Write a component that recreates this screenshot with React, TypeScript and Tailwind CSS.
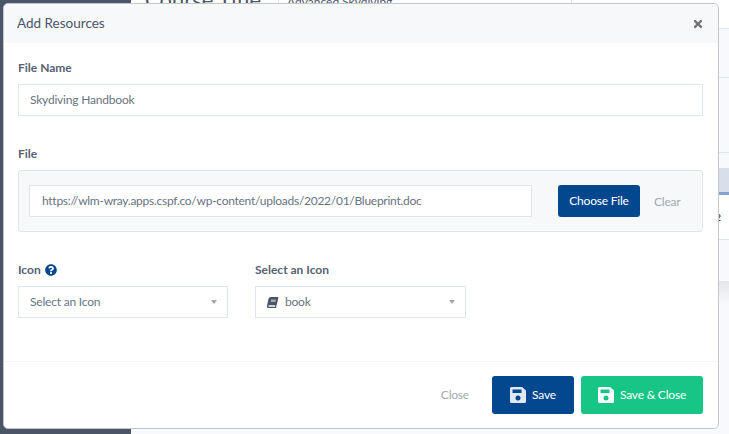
import React from 'react';
import { FaBook, FaQuestionCircle, FaTimes } from 'react-icons/fa';

const labelClass = 'text-[12px] leading-[18px] font-bold text-[#566273]';
const inputClass = 'flex items-center h-8 border border-[#dfe5f0] bg-white text-[12px] tracking-[-0.2px] text-[#687382]';

function SaveIcon({ className }: { className?: string }) {
    return (
        <svg width="16" height="16" viewBox="0 0 16 16" className={className}>
            <path
                fill="currentColor"
                fillRule="evenodd"
                d="M1.5 0H12l4 3.5v11a1.5 1.5 0 0 1-1.500 1.500h-13A1.500 1.500 0 0 1 0 14.500v-13A1.500 1.500 0 0 1 1.500 0ZM2.500 2.500v3.500h9V2.500ZM8 8.500a2.500 2.500 0 1 0 0 5 2.500 2.500 0 0 0 0-5Z"
            />
        </svg>
    );
}

function Background() {
    return (
        <div className="absolute inset-0 flex overflow-hidden bg-[#f7f9fc]">
            <div className="w-[131px] shrink-0 bg-[#4a5568]" />
            <div className="flex-1 flex flex-col">
                <div className="flex h-[29px] shrink-0 bg-white border-b border-[#dfe5f0]">
                    <div className="w-[147px] pl-[14px] text-[22px] leading-[0px] text-[#4a5568]">Course Title</div>
                    <div className="w-[293px] pl-2 border-l border-[#dfe5f0] text-xs leading-[4px] text-[#4a5568]">Advanced Skydiving</div>
                    <div className="flex-1 border-l border-[#dfe5f0]" />
                </div>
                <div className="h-[49px] shrink-0 border-b border-[#dfe5f0]" />
                <div className="h-[75px] shrink-0 border-b border-[#dfe5f0]" />
                <div className="h-[15px] shrink-0" />
                <div className="h-[27px] shrink-0 bg-[#d7dfeb] border-b-[3px] border-[#86a3cf]" />
                <div className="flex items-center justify-end h-[45px] shrink-0 pr-[8px] bg-white border-b border-[#dfe5f0] text-[10px] text-[#222]">2</div>
                <div className="h-[41px] shrink-0" />
                <div className="h-[24px] shrink-0 bg-gradient-to-b from-[#e4e6ea] to-[#f7f9fc]" />
            </div>
        </div>
    );
}

function Select({ width, children }: { width: string; children: React.ReactNode }) {
    return (
        <div className={`${inputClass} ${width} justify-between pl-[11px] pr-[10px]`}>
            <div className="flex items-center gap-[7px]">{children}</div>
            <span className="border-x-[3.5px] border-t-[4px] border-x-transparent border-t-[#a0a6ad]" />
        </div>
    );
}

export default function App() {
    return (
        <div className="relative w-[729px] h-[434px] overflow-hidden font-['Lato','Liberation_Sans',sans-serif]">
            <Background />

            {/* Modal */}
            <div className="absolute left-[3px] top-[3px] w-[716px] h-[426px] flex flex-col bg-white border border-[#c4c6c9] rounded-[5px]">
                <div className="flex items-center justify-between h-[39px] shrink-0 pl-[13px] pr-[14px] bg-[#f7f8fa] rounded-t-[5px]">
                    <span className="text-[13.5px] text-[#4a5568]">Add Resources</span>
                    <FaTimes size={12} className="mt-px text-[#6f6f6f]" />
                </div>

                <div className="flex-1 pl-[14px] pr-[15px] pt-[16px]">
                    <div className={labelClass}>File Name</div>
                    <div className={`${inputClass} mt-[7px] px-[11px]`}>Skydiving Handbook</div>

                    <div className={`${labelClass} mt-[29px]`}>File</div>
                    <div className="flex items-center mt-[7px] h-[62px] pl-[10px] bg-[#f7f8fa] border border-[#dfe5f0] rounded-[3px]">
                        <div className={`${inputClass} w-[503px] px-[12px] tracking-[-0.27px] text-[#7d8590]`}>
                            https://wlm-wray.apps.cspf.co/wp-content/uploads/2022/01/Blueprint.doc
                        </div>
                        <button className="ml-[26px] w-[82px] h-8 bg-[#03478e] rounded-[3px] text-[12px] tracking-[-0.2px] text-white">Choose File</button>
                        <span className="ml-[14px] mt-[2px] text-[12px] tracking-[-0.2px] text-[#a3a9b0]">Clear</span>
                    </div>

                    <div className="flex gap-[27px] mt-[29px]">
                        <div>
                            <div className={`${labelClass} flex items-center gap-[4px]`}>
                                Icon <FaQuestionCircle size={12} className="text-[#03478e]" />
                            </div>
                            <div className="mt-[7px]">
                                <Select width="w-[210px]">Select an Icon</Select>
                            </div>
                        </div>
                        <div>
                            <div className={labelClass}>Select an Icon</div>
                            <div className="mt-[7px]">
                                <Select width="w-[211px]">
                                    <FaBook size={11} className="-skew-x-12 text-[#4a5568]" />
                                    <span>book</span>
                                </Select>
                            </div>
                        </div>
                    </div>
                </div>

                <div className="flex items-center justify-end h-[67px] shrink-0 pr-[15px] border-t border-[#f4f5f7]">
                    <span className="mr-[23px] text-[12px] tracking-[-0.2px] text-[#a3a9b0]">Close</span>
                    <button className="flex items-center justify-center gap-[6px] w-[82px] h-[38px] bg-[#03478e] rounded-[3px] text-[12px] tracking-[-0.2px] text-white">
                        <SaveIcon className="text-[#dfe8f4]" /> Save
                    </button>
                    <button className="flex items-center justify-center gap-[6px] ml-[7px] w-[122px] h-[38px] bg-[#17c586] rounded-[3px] text-[12px] tracking-[-0.2px] text-white">
                        <SaveIcon /> Save &amp; Close
                    </button>
                </div>
            </div>
        </div>
    );
}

=====

● THE PROBLEM: Your task is an exact transcription of all the data, minus the pictures.

● WRITTEN RESPONSE:
Write a component that recreates this screenshot with React, TypeScript and Tailwind CSS.
import React from 'react';
import { FaBook, FaQuestionCircle, FaTimes } from 'react-icons/fa';

const labelClass = 'text-[12px] leading-[18px] font-bold text-[#566273]';
const inputClass = 'flex items-center h-8 border border-[#dfe5f0] bg-white text-[12px] tracking-[-0.2px] text-[#687382]';

function SaveIcon({ className }: { className?: string }) {
    return (
        <svg width="16" height="16" viewBox="0 0 16 16" className={className}>
            <path
                fill="currentColor"
                fillRule="evenodd"
                d="M1.5 0H12l4 3.5v11a1.5 1.5 0 0 1-1.500 1.500h-13A1.500 1.500 0 0 1 0 14.500v-13A1.500 1.500 0 0 1 1.500 0ZM2.500 2.500v3.500h9V2.500ZM8 8.500a2.500 2.500 0 1 0 0 5 2.500 2.500 0 0 0 0-5Z"
            />
        </svg>
    );
}

function Background() {
    return (
        <div className="absolute inset-0 flex overflow-hidden bg-[#f7f9fc]">
            <div className="w-[131px] shrink-0 bg-[#4a5568]" />
            <div className="flex-1 flex flex-col">
                <div className="flex h-[29px] shrink-0 bg-white border-b border-[#dfe5f0]">
                    <div className="w-[147px] pl-[14px] text-[22px] leading-[0px] text-[#4a5568]">Course Title</div>
                    <div className="w-[293px] pl-2 border-l border-[#dfe5f0] text-xs leading-[4px] text-[#4a5568]">Advanced Skydiving</div>
                    <div className="flex-1 border-l border-[#dfe5f0]" />
                </div>
                <div className="h-[49px] shrink-0 border-b border-[#dfe5f0]" />
                <div className="h-[75px] shrink-0 border-b border-[#dfe5f0]" />
                <div className="h-[15px] shrink-0" />
                <div className="h-[27px] shrink-0 bg-[#d7dfeb] border-b-[3px] border-[#86a3cf]" />
                <div className="flex items-center justify-end h-[45px] shrink-0 pr-[8px] bg-white border-b border-[#dfe5f0] text-[10px] text-[#222]">2</div>
                <div className="h-[41px] shrink-0" />
                <div className="h-[24px] shrink-0 bg-gradient-to-b from-[#e4e6ea] to-[#f7f9fc]" />
            </div>
        </div>
    );
}

function Select({ width, children }: { width: string; children: React.ReactNode }) {
    return (
        <div className={`${inputClass} ${width} justify-between pl-[11px] pr-[10px]`}>
            <div className="flex items-center gap-[7px]">{children}</div>
            <span className="border-x-[3.5px] border-t-[4px] border-x-transparent border-t-[#a0a6ad]" />
        </div>
    );
}

export default function App() {
    return (
        <div className="relative w-[729px] h-[434px] overflow-hidden font-['Lato','Liberation_Sans',sans-serif]">
            <Background />

            {/* Modal */}
            <div className="absolute left-[3px] top-[3px] w-[716px] h-[426px] flex flex-col bg-white border border-[#c4c6c9] rounded-[5px]">
                <div className="flex items-center justify-between h-[39px] shrink-0 pl-[13px] pr-[14px] bg-[#f7f8fa] rounded-t-[5px]">
                    <span className="text-[13.5px] text-[#4a5568]">Add Resources</span>
                    <FaTimes size={12} className="mt-px text-[#6f6f6f]" />
                </div>

                <div className="flex-1 pl-[14px] pr-[15px] pt-[16px]">
                    <div className={labelClass}>File Name</div>
                    <div className={`${inputClass} mt-[7px] px-[11px]`}>Skydiving Handbook</div>

                    <div className={`${labelClass} mt-[29px]`}>File</div>
                    <div className="flex items-center mt-[7px] h-[62px] pl-[10px] bg-[#f7f8fa] border border-[#dfe5f0] rounded-[3px]">
                        <div className={`${inputClass} w-[503px] px-[12px] tracking-[-0.27px] text-[#7d8590]`}>
                            https://wlm-wray.apps.cspf.co/wp-content/uploads/2022/01/Blueprint.doc
                        </div>
                        <button className="ml-[26px] w-[82px] h-8 bg-[#03478e] rounded-[3px] text-[12px] tracking-[-0.2px] text-white">Choose File</button>
                        <span className="ml-[14px] mt-[2px] text-[12px] tracking-[-0.2px] text-[#a3a9b0]">Clear</span>
                    </div>

                    <div className="flex gap-[27px] mt-[29px]">
                        <div>
                            <div className={`${labelClass} flex items-center gap-[4px]`}>
                                Icon <FaQuestionCircle size={12} className="text-[#03478e]" />
                            </div>
                            <div className="mt-[7px]">
                                <Select width="w-[210px]">Select an Icon</Select>
                            </div>
                        </div>
                        <div>
                            <div className={labelClass}>Select an Icon</div>
                            <div className="mt-[7px]">
                                <Select width="w-[211px]">
                                    <FaBook size={11} className="-skew-x-12 text-[#4a5568]" />
                                    <span>book</span>
                                </Select>
                            </div>
                        </div>
                    </div>
                </div>

                <div className="flex items-center justify-end h-[67px] shrink-0 pr-[15px] border-t border-[#f4f5f7]">
                    <span className="mr-[23px] text-[12px] tracking-[-0.2px] text-[#a3a9b0]">Close</span>
                    <button className="flex items-center justify-center gap-[6px] w-[82px] h-[38px] bg-[#03478e] rounded-[3px] text-[12px] tracking-[-0.2px] text-white">
                        <SaveIcon className="text-[#dfe8f4]" /> Save
                    </button>
                    <button className="flex items-center justify-center gap-[6px] ml-[7px] w-[122px] h-[38px] bg-[#17c586] rounded-[3px] text-[12px] tracking-[-0.2px] text-white">
                        <SaveIcon /> Save &amp; Close
                    </button>
                </div>
            </div>
        </div>
    );
}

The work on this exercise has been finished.